### What is asked
From the listing below, copy every line with the word "screenshot".

### Exercise materials

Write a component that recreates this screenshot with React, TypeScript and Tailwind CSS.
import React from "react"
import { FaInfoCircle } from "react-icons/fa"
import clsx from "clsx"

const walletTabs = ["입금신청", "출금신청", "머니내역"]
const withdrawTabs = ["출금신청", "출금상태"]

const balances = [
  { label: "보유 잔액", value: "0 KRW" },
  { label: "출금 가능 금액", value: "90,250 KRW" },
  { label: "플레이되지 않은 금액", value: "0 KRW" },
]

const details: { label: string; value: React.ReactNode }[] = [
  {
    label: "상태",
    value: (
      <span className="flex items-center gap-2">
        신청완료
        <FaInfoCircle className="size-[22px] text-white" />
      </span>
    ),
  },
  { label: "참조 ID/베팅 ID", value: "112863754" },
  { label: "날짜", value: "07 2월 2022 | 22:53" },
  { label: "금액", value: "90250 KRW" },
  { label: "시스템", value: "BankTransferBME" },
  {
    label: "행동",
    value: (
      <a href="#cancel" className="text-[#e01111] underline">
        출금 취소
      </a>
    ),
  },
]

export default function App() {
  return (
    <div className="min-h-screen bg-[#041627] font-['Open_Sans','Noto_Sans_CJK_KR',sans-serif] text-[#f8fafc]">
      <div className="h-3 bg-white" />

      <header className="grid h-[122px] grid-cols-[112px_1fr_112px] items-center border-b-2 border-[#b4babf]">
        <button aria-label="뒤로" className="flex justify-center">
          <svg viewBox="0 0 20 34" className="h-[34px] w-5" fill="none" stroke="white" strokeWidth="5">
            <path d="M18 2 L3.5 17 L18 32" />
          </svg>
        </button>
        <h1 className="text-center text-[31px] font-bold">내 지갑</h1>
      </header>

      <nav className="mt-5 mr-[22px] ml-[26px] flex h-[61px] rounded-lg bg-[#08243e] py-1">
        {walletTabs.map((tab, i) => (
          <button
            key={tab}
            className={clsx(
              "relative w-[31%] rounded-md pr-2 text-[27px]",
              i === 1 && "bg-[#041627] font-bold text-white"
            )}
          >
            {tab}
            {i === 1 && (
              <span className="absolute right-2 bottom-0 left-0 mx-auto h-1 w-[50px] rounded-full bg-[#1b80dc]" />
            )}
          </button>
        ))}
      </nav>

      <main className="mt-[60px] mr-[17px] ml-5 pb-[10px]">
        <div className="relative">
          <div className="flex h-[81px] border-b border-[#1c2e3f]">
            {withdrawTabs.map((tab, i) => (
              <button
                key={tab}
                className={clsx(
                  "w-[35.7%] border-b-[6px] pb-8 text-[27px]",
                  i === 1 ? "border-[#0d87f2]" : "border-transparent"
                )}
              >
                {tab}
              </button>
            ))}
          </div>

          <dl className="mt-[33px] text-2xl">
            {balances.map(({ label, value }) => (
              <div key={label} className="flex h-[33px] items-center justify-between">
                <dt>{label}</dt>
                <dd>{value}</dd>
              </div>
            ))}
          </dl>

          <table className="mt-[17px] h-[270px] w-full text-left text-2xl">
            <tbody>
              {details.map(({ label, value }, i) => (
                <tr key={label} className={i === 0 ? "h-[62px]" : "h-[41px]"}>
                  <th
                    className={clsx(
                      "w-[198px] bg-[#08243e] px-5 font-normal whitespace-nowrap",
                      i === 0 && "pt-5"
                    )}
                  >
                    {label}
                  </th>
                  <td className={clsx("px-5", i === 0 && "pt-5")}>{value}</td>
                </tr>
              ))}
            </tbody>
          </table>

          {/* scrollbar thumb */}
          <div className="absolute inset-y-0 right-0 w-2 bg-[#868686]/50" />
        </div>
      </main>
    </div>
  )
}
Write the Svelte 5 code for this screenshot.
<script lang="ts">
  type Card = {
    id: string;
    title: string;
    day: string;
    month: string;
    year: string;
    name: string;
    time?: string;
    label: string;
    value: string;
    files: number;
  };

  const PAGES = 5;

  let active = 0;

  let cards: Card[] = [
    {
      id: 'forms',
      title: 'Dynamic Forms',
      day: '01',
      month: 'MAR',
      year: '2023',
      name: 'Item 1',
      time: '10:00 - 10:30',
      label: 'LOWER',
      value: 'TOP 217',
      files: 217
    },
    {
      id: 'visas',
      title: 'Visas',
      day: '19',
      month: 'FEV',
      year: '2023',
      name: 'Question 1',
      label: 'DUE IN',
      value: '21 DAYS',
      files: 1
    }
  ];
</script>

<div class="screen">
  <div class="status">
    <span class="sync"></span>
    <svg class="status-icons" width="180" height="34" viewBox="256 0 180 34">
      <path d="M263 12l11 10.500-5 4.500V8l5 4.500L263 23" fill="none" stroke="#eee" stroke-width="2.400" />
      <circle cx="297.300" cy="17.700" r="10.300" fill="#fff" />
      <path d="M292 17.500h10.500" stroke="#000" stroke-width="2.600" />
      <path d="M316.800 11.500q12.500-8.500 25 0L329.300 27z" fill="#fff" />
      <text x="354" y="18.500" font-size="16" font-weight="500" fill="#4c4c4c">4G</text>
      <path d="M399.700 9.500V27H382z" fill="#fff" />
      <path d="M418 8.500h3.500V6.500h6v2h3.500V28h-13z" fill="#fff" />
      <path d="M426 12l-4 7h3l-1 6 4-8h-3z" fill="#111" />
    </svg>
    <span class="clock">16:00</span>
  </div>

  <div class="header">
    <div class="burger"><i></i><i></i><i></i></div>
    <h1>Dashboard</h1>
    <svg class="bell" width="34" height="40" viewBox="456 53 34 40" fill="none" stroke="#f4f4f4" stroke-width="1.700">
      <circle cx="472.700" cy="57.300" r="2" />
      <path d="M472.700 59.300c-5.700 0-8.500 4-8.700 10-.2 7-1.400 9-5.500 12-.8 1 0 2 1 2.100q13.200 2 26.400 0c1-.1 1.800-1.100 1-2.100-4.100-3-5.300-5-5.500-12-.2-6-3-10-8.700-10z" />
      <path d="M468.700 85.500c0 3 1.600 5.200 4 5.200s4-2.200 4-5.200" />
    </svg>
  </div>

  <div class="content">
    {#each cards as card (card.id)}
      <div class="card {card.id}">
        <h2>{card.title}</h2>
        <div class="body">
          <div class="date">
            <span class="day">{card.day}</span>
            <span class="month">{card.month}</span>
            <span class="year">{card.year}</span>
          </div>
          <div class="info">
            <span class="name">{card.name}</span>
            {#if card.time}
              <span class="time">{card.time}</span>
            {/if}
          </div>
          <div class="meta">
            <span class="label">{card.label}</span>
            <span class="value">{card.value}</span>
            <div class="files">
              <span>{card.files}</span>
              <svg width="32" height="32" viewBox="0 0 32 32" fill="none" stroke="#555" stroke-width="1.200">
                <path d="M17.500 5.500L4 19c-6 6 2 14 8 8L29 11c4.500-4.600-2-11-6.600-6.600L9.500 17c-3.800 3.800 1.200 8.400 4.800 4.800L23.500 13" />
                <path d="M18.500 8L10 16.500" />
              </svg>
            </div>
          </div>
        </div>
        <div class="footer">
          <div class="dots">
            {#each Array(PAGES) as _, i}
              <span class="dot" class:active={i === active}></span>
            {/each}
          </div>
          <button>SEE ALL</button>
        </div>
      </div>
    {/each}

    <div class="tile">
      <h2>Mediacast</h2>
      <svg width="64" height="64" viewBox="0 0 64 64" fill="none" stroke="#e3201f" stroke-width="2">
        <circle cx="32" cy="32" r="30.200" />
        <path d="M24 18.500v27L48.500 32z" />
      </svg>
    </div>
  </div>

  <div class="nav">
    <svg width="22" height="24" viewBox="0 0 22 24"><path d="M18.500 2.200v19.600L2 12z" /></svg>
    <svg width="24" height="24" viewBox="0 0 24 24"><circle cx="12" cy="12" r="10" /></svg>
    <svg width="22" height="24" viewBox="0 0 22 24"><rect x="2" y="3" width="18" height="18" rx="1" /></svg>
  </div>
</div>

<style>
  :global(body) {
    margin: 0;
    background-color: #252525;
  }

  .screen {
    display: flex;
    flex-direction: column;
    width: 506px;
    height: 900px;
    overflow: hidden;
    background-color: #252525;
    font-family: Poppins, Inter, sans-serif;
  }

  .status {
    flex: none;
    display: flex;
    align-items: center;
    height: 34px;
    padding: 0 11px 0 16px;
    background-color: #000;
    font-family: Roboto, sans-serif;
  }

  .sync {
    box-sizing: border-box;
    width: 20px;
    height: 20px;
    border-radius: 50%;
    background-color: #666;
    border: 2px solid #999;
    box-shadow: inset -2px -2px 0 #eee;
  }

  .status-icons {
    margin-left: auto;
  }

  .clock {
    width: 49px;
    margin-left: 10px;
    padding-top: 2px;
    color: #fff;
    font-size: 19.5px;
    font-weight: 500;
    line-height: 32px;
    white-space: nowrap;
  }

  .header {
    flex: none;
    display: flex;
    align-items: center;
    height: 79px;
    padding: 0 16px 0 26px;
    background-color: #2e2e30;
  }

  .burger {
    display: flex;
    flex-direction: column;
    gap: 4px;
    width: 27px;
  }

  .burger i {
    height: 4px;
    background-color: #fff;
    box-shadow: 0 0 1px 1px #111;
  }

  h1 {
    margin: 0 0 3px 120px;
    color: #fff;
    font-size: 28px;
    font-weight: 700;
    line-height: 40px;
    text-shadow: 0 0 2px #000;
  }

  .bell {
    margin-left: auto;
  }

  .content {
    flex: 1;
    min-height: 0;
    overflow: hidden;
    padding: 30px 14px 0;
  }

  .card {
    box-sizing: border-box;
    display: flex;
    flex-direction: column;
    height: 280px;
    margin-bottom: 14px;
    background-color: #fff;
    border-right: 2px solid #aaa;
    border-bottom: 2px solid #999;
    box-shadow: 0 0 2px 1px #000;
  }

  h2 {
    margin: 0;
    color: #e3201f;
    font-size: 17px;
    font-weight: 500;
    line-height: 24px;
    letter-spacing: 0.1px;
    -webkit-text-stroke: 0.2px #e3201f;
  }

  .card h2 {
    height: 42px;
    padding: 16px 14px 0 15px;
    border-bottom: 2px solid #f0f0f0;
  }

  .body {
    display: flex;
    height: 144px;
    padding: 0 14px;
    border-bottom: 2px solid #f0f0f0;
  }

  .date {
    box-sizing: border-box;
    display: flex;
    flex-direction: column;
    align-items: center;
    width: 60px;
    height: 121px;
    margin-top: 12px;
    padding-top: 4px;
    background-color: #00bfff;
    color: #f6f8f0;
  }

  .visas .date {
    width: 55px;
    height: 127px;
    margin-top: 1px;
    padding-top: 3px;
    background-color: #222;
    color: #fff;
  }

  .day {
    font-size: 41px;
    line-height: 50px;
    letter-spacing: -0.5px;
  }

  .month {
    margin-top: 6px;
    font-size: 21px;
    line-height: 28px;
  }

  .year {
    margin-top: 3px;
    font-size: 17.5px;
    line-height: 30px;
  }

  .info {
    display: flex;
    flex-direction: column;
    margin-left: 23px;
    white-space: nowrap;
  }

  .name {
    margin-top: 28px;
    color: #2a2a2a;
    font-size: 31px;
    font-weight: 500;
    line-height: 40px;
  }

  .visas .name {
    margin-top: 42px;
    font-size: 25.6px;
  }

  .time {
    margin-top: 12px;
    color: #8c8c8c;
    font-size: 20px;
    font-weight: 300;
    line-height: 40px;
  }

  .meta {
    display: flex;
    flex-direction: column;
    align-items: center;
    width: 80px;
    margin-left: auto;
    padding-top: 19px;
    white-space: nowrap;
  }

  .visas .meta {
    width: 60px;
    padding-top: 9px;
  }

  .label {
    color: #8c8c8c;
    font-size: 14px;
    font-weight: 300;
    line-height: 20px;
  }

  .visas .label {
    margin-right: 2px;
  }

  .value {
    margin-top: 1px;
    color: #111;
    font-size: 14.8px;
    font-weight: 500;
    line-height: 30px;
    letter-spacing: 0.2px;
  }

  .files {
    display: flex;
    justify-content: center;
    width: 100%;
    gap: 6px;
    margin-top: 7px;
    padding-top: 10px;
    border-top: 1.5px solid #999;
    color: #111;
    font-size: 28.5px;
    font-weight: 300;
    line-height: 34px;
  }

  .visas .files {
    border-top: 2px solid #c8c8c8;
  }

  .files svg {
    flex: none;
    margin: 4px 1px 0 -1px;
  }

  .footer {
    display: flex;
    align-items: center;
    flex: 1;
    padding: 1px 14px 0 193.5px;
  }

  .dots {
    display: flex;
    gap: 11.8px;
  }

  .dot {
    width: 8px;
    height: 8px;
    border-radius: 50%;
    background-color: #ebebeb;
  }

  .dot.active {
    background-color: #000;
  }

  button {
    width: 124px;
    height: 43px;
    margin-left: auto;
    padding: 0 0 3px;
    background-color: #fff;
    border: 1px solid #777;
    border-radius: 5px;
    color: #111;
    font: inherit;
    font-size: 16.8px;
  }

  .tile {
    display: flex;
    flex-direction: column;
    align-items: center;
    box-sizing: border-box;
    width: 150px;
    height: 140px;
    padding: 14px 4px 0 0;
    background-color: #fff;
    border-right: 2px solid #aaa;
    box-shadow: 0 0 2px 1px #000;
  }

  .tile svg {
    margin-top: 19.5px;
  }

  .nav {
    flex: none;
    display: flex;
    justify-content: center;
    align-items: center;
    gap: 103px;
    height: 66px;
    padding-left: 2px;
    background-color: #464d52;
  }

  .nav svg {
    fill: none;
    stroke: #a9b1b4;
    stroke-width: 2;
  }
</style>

### Answer to the task
Write a component that recreates this screenshot with React, TypeScript and Tailwind CSS.
Write the Svelte 5 code for this screenshot.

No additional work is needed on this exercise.